Millions of grant recipients have been placed "at grave risk" because of the "recalcitrance" of the minister, her apparent defiance of court orders and the inability of the government's social security agency to "get its own affairs in order," the court added.

All attempts to get an explanation from the minister "drew a blank," it said.

Civil-society groups, who had launched the court case, welcomed the ruling on Friday. It was also welcomed by retired archbishop and Nobel Peace Prize laureate Desmond Tutu, a hero of the anti-apartheid battles. The court ruling "has rescued the country from the worst constitutional crisis it has faced since 1994," Mr. Tutu said.

"The fact that it has come to this underlines the moral bankruptcy of the Zuma regime," he wrote in a commentary on Friday after the court ruling.

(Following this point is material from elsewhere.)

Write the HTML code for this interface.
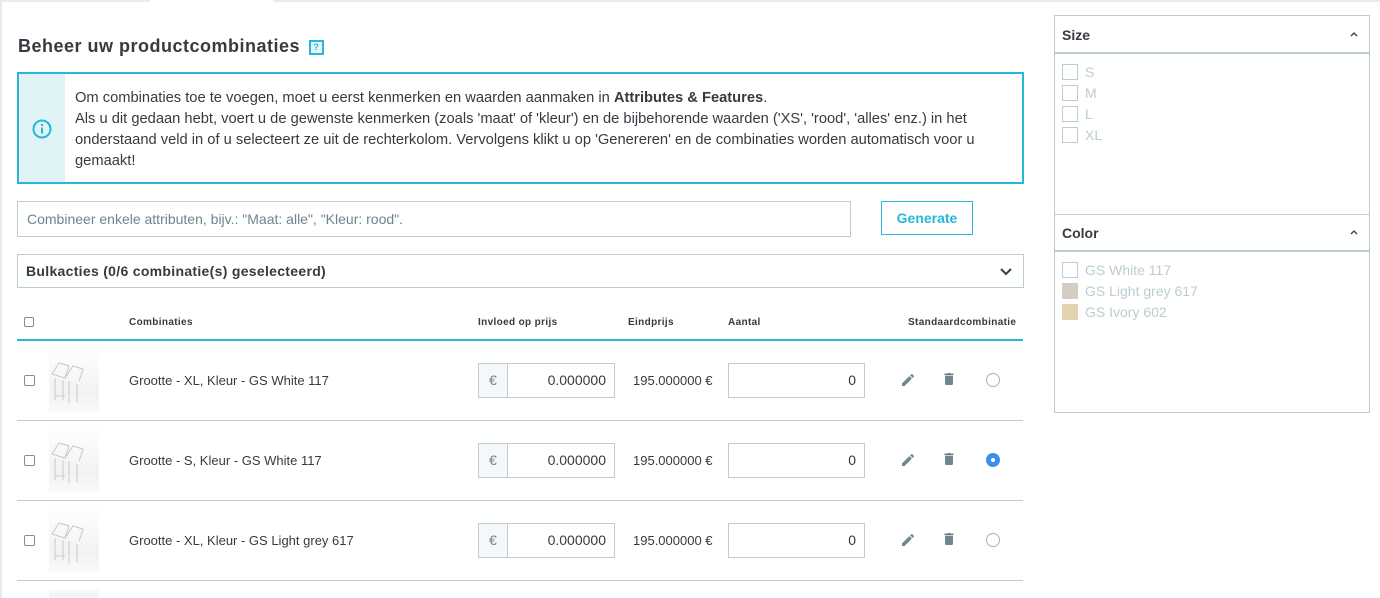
<!DOCTYPE html>
<html><head><meta charset="utf-8"><style>
*{box-sizing:border-box;margin:0;padding:0}
body{width:1380px;height:598px;overflow:hidden;background:#fff;font-family:"Liberation Sans","DejaVu Sans",sans-serif;color:#363a41;position:relative;font-size:13px}
.abs{position:absolute}
.topl{left:0;top:0;height:2px;background:#eaeaea}
h2{position:absolute;left:18px;top:36px;font-size:18px;letter-spacing:0.5px;font-weight:bold;color:#363a41}
.q{display:inline-block;width:15px;height:15px;border:2px solid #25b9d7;background:#e7f6fa;color:#25b9d7;font-size:9px;text-align:center;line-height:11px;vertical-align:2px;margin-left:3px;letter-spacing:0}
.info{left:17px;top:72px;width:1007px;height:112px;border:2px solid #25b9d7}
.info .ic{position:absolute;left:0;top:0;width:46px;height:108px;background:#e0f4f8}
.info p{position:absolute;left:56px;top:14px;width:925px;font-size:14.7px;line-height:21px;color:#363a41}
.inp{border:1px solid #bbcdd2;background:#fff}
.btn{left:881px;top:201px;width:92px;height:34px;border:1px solid #25b9d7;color:#25b9d7;font-weight:bold;font-size:14px;text-align:center;line-height:32px}
.th{top:317px;font-size:10px;font-weight:bold;color:#363a41;letter-spacing:0.35px}
.cb{width:11px;height:11px;border:1px solid #8a8a8a;border-radius:2px;background:#fff}
.row{left:17px;width:1006px;height:1px;background:#bbcdd2}
.txt{font-size:13px}
.img{width:50px;height:64px;background:linear-gradient(#fff,#f2f2f2 70%,#fafafa)}
.panel{border:1px solid #bbcdd2}
.ph{font-size:14px;font-weight:bold;color:#363a41}
.opt{font-size:14px;color:#bbcdd2}
.opt div{height:21px;display:flex;align-items:center}
.sq{width:16px;height:16px;border:1px solid #bbcdd2;display:inline-block;margin-right:7px}
</style></head><body>
<div class="abs topl" style="width:150px"></div>
<div class="abs topl" style="left:273px;width:1107px"></div>
<div class="abs" style="left:0;top:0;width:2px;height:598px;background:#eaeaea"></div>

<h2>Beheer uw productcombinaties <span class="q">?</span></h2>

<div class="abs info"><div class="ic">
<svg class="abs" style="left:13px;top:45px" width="20" height="20" viewBox="0 0 20 20"><circle cx="10" cy="10" r="8.5" fill="none" stroke="#25b9d7" stroke-width="2"/><rect x="9" y="8.5" width="2" height="6" fill="#25b9d7"/><rect x="9" y="5" width="2" height="2" fill="#25b9d7"/></svg></div>
<p>Om combinaties toe te voegen, moet u eerst kenmerken en waarden aanmaken in <b>Attributes &amp; Features</b>.<br>Als u dit gedaan hebt, voert u de gewenste kenmerken (zoals 'maat' of 'kleur') en de bijbehorende waarden ('XS', 'rood', 'alles' enz.) in het onderstaand veld in of u selecteert ze uit de rechterkolom. Vervolgens klikt u op 'Genereren' en de combinaties worden automatisch voor u gemaakt!</p></div>

<div class="abs inp" style="left:17px;top:201px;width:834px;height:36px;"><span class="abs" style="left:9px;top:9px;font-size:14px;color:#6c868e">Combineer enkele attributen, bijv.: "Maat: alle", "Kleur: rood".</span></div>
<div class="abs btn">Generate</div>

<div class="abs inp" style="left:17px;top:254px;width:1007px;height:34px"><span class="abs" style="left:8px;top:8px;font-size:14px;font-weight:bold;letter-spacing:0.3px">Bulkacties (0/6 combinatie(s) geselecteerd)</span>
<svg class="abs" style="left:981px;top:12px" width="14" height="10" viewBox="0 0 14 10"><path d="M2 2l5 5 5-5" fill="none" stroke="#363a41" stroke-width="2"/></svg></div>

<div class="abs cb" style="left:24px;top:317px;width:10px;height:10px"></div>
<div class="abs th" style="left:129px">Combinaties</div>
<div class="abs th" style="left:478px">Invloed op prijs</div>
<div class="abs th" style="left:628px">Eindprijs</div>
<div class="abs th" style="left:728px">Aantal</div>
<div class="abs th" style="left:908px">Standaardcombinatie</div>
<div class="abs" style="left:17px;top:339px;width:1006px;height:2px;background:#25b9d7"></div>

<div class="abs cb" style="left:24px;top:375px"></div>
<div class="abs img" style="left:49px;top:348px"><svg width="50" height="64"><g fill="none" stroke="#c8c8c8" stroke-width="1"><path d="M3 26l7-11 10 3-4 12zM16 30l8-12 10 3-4 12M6 30v22M14 32v20M20 33v22M28 36v18M6 48h10"/></g></svg></div>
<div class="abs txt" style="left:129px;top:373px">Grootte - XL, Kleur - GS White 117</div>

<div class="abs cb" style="left:24px;top:455px"></div>
<div class="abs img" style="left:49px;top:428px"><svg width="50" height="64"><g fill="none" stroke="#c8c8c8" stroke-width="1"><path d="M3 26l7-11 10 3-4 12zM16 30l8-12 10 3-4 12M6 30v22M14 32v20M20 33v22M28 36v18M6 48h10"/></g></svg></div>
<div class="abs txt" style="left:129px;top:453px">Grootte - S, Kleur - GS White 117</div>

<div class="abs cb" style="left:24px;top:535px"></div>
<div class="abs img" style="left:49px;top:508px"><svg width="50" height="64"><g fill="none" stroke="#c8c8c8" stroke-width="1"><path d="M3 26l7-11 10 3-4 12zM16 30l8-12 10 3-4 12M6 30v22M14 32v20M20 33v22M28 36v18M6 48h10"/></g></svg></div>
<div class="abs txt" style="left:129px;top:533px">Grootte - XL, Kleur - GS Light grey 617</div>
<div class="abs img" style="left:49px;top:588px;height:10px"></div>

<div class="abs row" style="top:420px"></div>
<div class="abs row" style="top:500px"></div>
<div class="abs row" style="top:580px"></div>

<div class="abs inp" style="left:478px;top:363px;width:137px;height:35px"><div class="abs" style="left:0;top:0;width:29px;height:33px;background:#f4f8f9;border-right:1px solid #bbcdd2;color:#6c868e;text-align:center;line-height:33px;font-size:14px">€</div><span class="abs" style="right:8px;top:8px;font-size:14px">0.000000</span></div>
<div class="abs inp" style="left:478px;top:443px;width:137px;height:35px"><div class="abs" style="left:0;top:0;width:29px;height:33px;background:#f4f8f9;border-right:1px solid #bbcdd2;color:#6c868e;text-align:center;line-height:33px;font-size:14px">€</div><span class="abs" style="right:8px;top:8px;font-size:14px">0.000000</span></div>
<div class="abs inp" style="left:478px;top:523px;width:137px;height:35px"><div class="abs" style="left:0;top:0;width:29px;height:33px;background:#f4f8f9;border-right:1px solid #bbcdd2;color:#6c868e;text-align:center;line-height:33px;font-size:14px">€</div><span class="abs" style="right:8px;top:8px;font-size:14px">0.000000</span></div>

<div class="abs txt" style="left:633px;top:373px">195.000000 €</div>
<div class="abs txt" style="left:633px;top:453px">195.000000 €</div>
<div class="abs txt" style="left:633px;top:533px">195.000000 €</div>

<div class="abs inp" style="left:728px;top:363px;width:137px;height:35px"><span class="abs" style="right:8px;top:8px;font-size:14px">0</span></div>
<div class="abs inp" style="left:728px;top:443px;width:137px;height:35px"><span class="abs" style="right:8px;top:8px;font-size:14px">0</span></div>
<div class="abs inp" style="left:728px;top:523px;width:137px;height:35px"><span class="abs" style="right:8px;top:8px;font-size:14px">0</span></div>

<svg class="abs" style="left:900px;top:372px" width="16" height="16" viewBox="0 0 24 24"><path d="M3 17.25V21h3.75L17.8 9.94l-3.75-3.75zM20.7 7.04a1 1 0 000-1.41l-2.34-2.34a1 1 0 00-1.41 0l-1.83 1.83 3.75 3.75z" fill="#6c868e"/></svg>
<svg class="abs" style="left:941px;top:371px" width="16" height="16" viewBox="0 0 24 24"><path d="M6 19c0 1.1.9 2 2 2h8c1.1 0 2-.9 2-2V7H6zM19 4h-3.5l-1-1h-5l-1 1H5v2h14z" fill="#6c868e"/></svg>
<div class="abs" style="left:986px;top:373px;width:14px;height:14px;border:1px solid #b0b0b0;border-radius:50%"></div>

<svg class="abs" style="left:900px;top:452px" width="16" height="16" viewBox="0 0 24 24"><path d="M3 17.25V21h3.75L17.8 9.94l-3.75-3.75zM20.7 7.04a1 1 0 000-1.41l-2.34-2.34a1 1 0 00-1.41 0l-1.83 1.83 3.75 3.75z" fill="#6c868e"/></svg>
<svg class="abs" style="left:941px;top:451px" width="16" height="16" viewBox="0 0 24 24"><path d="M6 19c0 1.1.9 2 2 2h8c1.1 0 2-.9 2-2V7H6zM19 4h-3.5l-1-1h-5l-1 1H5v2h14z" fill="#6c868e"/></svg>
<div class="abs" style="left:986px;top:453px;width:14px;height:14px;border-radius:50%;background:#3b8ef0"><div class="abs" style="left:5px;top:5px;width:4px;height:4px;border-radius:50%;background:#fff"></div></div>

<svg class="abs" style="left:900px;top:532px" width="16" height="16" viewBox="0 0 24 24"><path d="M3 17.25V21h3.75L17.8 9.94l-3.75-3.75zM20.7 7.04a1 1 0 000-1.41l-2.34-2.34a1 1 0 00-1.41 0l-1.83 1.83 3.75 3.75z" fill="#6c868e"/></svg>
<svg class="abs" style="left:941px;top:531px" width="16" height="16" viewBox="0 0 24 24"><path d="M6 19c0 1.1.9 2 2 2h8c1.1 0 2-.9 2-2V7H6zM19 4h-3.5l-1-1h-5l-1 1H5v2h14z" fill="#6c868e"/></svg>
<div class="abs" style="left:986px;top:533px;width:14px;height:14px;border:1px solid #b0b0b0;border-radius:50%"></div>

<div class="abs panel" style="left:1054px;top:15px;width:316px;height:398px"></div>
<div class="abs" style="left:1055px;top:52px;width:314px;height:2px;background:#bbcdd2"></div>
<div class="abs ph" style="left:1062px;top:27px">Size</div>
<svg class="abs" style="left:1349px;top:30px" width="10" height="8"><path d="M2 6l3-3 3 3" fill="none" stroke="#363a41" stroke-width="1.3"/></svg>
<div class="abs opt" style="left:1062px;top:61px">
<div><span class="sq"></span>S</div>
<div><span class="sq"></span>M</div>
<div><span class="sq"></span>L</div>
<div><span class="sq"></span>XL</div></div>
<div class="abs" style="left:1055px;top:214px;width:314px;height:1px;background:#bbcdd2"></div>
<div class="abs" style="left:1055px;top:250px;width:314px;height:2px;background:#bbcdd2"></div>
<div class="abs ph" style="left:1062px;top:225px">Color</div>
<svg class="abs" style="left:1349px;top:228px" width="10" height="8"><path d="M2 6l3-3 3 3" fill="none" stroke="#363a41" stroke-width="1.3"/></svg>
<div class="abs opt" style="left:1062px;top:259px">
<div><span class="sq"></span>GS White 117</div>
<div><span class="sq" style="background:#d3cdc2;border-color:#d3cdc2"></span>GS Light grey 617</div>
<div><span class="sq" style="background:#e2d4b0;border-color:#e2d4b0"></span>GS Ivory 602</div></div>
</body></html>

"As a long-standing champion of the poor, I do not understand how the President can continue to condone the behaviour of (Ms.) Dlamini, who has shown by her inaction that she has no regard for the poor. Her arrogance in this entire situation is breathtaking."

In a separate ruling on Friday, another South African court invalidated the Zuma government's appointment of a senior police commander, Berning Ntlemeza, who heads an elite investigative unit known as the Hawks.

Mr. Ntlemeza, a close ally of Mr. Zuma, has launched police investigations of senior government officials who have blocked Mr. Zuma's attempts to gain greater control of public finances. But an earlier court ruling had described him as "dishonest, lacking in integrity and dishonourable."